The Star Wars game I play in is set well outside the movie canon (being set some thousands of years before). While there is some canon in the setting for the era, we're explicitly deviating from it, so that the original metaplot is not relevant for us.

Thinking back over time, I've never followed a published metaplot in a game I've run, and games I've played in for long periods have only done passing nods to the established metaplots.

Do you participate in scheduled events by WotC or Paizo?

Nope. But I don't do a lot of gaming at game stores or conventions.
 

Dungeoneer

First Post
I actually have a hard time seeing the reason for trying to come up with in-world explanations for new editions and rules changes. Any narrative justification for the physics of the entire universe suddenly changing is going to be ridiculous. Presumably virtually every group trying a new edition starts a new campaign anyway.

What's wrong with good old-fashioned alternate realities? 1e Forgotten Realms, 2e, 3e, 4e, 5e... just let them all be 'shards' of the same reality. Don't try to shoe-horn changes between editions into the same timeline.
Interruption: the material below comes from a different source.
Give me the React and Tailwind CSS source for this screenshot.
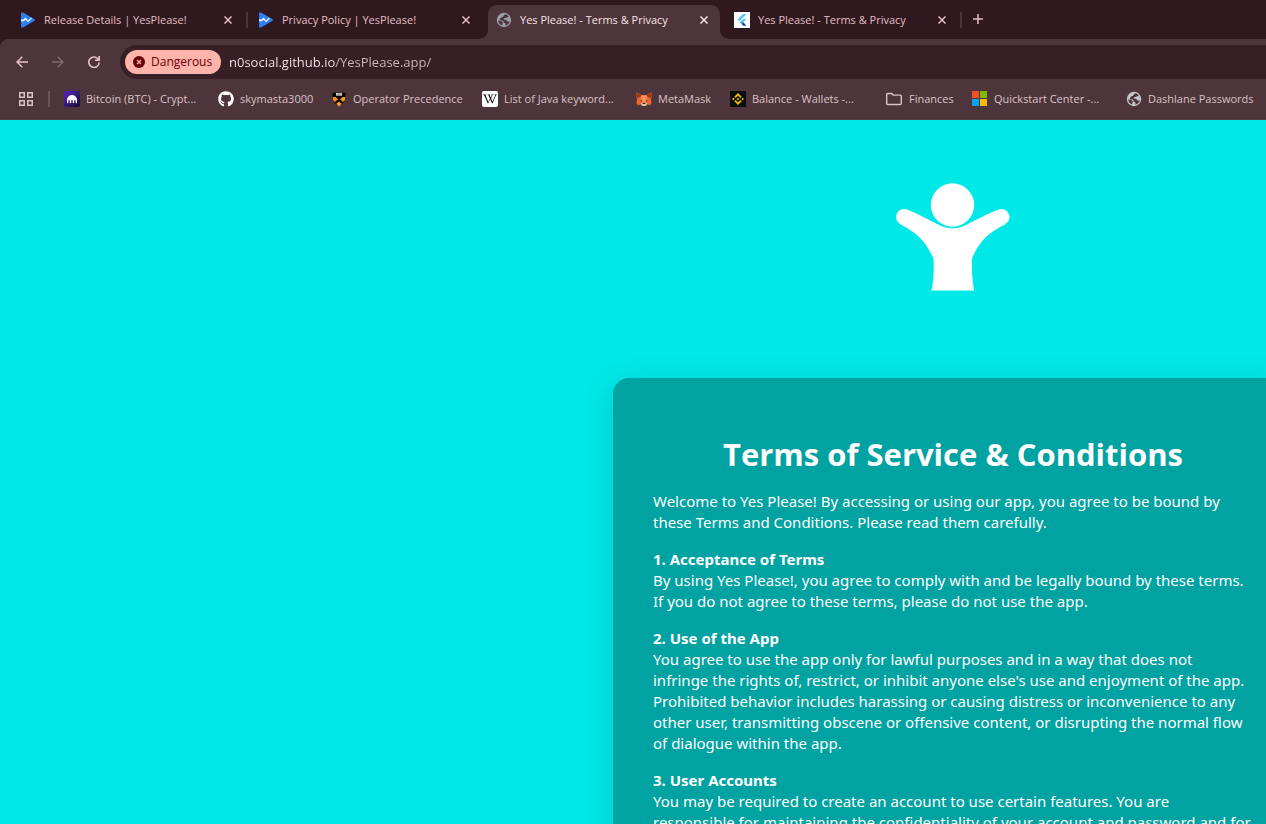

I guess in the case of FR that might make selling yet another Drizzt book series slightly more complicated. But I mean, just let him stay in his original version of the world. OR re-tell his 'origin story' in the new universe. Superhero comics do it all the time.

But I don't really care about Drizzt and book continuity seems like a dumb reason to bend the metaplot around a new edition.